## Requirement
Check every line below for the string "screenshot", and copy the lines that contain it.

Stored records:
◇ ◇ ◇ ◇ ◇

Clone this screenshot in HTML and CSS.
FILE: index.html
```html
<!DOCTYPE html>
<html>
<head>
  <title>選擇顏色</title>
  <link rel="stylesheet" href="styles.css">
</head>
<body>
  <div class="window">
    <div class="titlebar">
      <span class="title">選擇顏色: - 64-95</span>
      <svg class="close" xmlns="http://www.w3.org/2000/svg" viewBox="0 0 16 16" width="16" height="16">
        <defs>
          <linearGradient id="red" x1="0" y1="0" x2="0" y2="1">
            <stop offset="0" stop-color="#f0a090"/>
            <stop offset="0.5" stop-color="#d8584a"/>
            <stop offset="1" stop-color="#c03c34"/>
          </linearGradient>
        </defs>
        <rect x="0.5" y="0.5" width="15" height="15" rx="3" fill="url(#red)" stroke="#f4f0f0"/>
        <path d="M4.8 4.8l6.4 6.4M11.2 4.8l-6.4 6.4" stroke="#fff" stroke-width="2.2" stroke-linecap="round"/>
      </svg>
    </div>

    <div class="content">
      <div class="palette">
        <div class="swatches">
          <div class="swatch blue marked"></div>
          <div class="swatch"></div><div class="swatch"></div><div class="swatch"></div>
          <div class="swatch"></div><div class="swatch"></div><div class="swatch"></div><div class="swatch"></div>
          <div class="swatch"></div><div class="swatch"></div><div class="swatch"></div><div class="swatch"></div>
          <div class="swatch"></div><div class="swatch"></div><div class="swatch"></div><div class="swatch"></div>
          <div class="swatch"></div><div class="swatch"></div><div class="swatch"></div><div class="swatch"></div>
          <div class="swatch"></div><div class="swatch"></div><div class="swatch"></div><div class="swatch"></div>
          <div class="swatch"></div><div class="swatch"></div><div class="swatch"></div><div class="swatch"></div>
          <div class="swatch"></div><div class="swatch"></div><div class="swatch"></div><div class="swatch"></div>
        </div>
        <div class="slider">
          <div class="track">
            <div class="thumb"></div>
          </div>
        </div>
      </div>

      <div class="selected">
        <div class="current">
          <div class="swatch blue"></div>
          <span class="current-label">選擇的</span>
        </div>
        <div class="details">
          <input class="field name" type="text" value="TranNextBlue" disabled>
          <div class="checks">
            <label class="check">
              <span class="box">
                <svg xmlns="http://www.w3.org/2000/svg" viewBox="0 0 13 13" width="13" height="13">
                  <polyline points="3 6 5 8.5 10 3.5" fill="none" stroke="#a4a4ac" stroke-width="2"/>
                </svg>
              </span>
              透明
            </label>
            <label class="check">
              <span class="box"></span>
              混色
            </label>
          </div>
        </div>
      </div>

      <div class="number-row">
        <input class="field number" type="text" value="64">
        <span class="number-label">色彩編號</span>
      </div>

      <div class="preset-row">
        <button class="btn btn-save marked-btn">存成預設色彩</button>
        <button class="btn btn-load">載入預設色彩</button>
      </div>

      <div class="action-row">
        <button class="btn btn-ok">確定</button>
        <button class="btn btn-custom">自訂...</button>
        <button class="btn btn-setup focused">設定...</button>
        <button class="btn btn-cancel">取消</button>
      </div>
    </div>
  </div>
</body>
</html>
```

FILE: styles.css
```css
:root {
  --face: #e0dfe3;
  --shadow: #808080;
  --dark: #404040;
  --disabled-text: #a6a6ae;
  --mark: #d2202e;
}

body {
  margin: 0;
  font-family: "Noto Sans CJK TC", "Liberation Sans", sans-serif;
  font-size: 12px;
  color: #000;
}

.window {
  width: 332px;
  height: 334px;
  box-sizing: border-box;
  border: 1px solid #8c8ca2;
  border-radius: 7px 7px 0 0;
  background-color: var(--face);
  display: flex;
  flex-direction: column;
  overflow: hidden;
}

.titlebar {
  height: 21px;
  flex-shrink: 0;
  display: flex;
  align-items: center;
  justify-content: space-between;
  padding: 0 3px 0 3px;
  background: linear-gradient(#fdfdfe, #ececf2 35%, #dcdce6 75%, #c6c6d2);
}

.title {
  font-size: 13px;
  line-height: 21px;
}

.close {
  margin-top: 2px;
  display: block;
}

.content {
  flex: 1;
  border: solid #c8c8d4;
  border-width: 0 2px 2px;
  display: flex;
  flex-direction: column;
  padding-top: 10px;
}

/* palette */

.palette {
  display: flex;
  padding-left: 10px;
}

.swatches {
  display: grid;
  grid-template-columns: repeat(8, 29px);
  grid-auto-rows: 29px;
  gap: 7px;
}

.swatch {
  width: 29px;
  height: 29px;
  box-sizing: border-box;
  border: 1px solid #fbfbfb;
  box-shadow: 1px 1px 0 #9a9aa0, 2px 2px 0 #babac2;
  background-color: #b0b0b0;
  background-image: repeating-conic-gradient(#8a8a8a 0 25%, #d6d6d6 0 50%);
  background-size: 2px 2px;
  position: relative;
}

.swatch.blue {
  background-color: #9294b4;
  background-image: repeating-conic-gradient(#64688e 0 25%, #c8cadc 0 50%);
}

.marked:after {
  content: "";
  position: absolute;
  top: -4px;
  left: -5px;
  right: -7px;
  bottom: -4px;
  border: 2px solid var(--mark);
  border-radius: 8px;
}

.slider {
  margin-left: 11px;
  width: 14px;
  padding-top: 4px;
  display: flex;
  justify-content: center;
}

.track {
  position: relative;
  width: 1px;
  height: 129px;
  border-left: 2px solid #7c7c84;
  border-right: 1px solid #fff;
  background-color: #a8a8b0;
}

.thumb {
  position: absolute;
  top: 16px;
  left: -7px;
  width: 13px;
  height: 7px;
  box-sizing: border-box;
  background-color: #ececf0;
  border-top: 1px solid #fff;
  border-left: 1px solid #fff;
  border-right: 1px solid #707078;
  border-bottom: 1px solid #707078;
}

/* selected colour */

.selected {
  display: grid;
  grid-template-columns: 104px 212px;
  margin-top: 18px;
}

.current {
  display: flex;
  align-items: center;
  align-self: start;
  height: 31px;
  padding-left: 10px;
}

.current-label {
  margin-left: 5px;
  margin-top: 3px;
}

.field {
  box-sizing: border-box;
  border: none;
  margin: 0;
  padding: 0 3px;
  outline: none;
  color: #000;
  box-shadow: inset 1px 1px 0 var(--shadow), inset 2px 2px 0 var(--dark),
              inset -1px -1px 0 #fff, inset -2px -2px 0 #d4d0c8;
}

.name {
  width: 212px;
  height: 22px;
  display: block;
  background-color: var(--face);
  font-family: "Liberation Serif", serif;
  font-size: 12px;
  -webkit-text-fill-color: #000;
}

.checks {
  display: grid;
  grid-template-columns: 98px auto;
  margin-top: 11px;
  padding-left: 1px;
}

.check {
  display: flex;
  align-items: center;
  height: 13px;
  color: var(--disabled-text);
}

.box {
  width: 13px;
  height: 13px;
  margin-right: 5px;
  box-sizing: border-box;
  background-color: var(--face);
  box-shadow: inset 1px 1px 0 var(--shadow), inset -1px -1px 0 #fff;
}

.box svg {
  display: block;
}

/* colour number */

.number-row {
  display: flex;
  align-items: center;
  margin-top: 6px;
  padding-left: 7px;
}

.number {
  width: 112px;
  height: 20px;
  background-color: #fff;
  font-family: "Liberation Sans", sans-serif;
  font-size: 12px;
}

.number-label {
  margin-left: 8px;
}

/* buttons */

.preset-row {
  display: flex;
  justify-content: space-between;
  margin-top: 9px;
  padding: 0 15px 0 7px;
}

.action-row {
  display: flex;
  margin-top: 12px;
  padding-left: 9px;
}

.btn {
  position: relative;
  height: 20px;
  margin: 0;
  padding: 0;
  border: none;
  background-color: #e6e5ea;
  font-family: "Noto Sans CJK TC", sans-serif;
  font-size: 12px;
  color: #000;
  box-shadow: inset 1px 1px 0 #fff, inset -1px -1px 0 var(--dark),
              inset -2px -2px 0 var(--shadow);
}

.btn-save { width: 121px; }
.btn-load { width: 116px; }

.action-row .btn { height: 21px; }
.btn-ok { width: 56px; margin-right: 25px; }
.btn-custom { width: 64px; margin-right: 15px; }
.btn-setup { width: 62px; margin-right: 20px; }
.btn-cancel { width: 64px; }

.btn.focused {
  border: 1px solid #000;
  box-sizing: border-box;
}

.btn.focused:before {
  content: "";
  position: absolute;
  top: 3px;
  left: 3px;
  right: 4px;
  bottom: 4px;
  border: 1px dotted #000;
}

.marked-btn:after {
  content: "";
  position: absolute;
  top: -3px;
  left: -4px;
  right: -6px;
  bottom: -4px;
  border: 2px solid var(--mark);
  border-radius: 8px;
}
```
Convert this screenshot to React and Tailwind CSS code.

◇ ◇ ◇ ◇ ◇

## Written solution
Clone this screenshot in HTML and CSS.
Convert this screenshot to React and Tailwind CSS code.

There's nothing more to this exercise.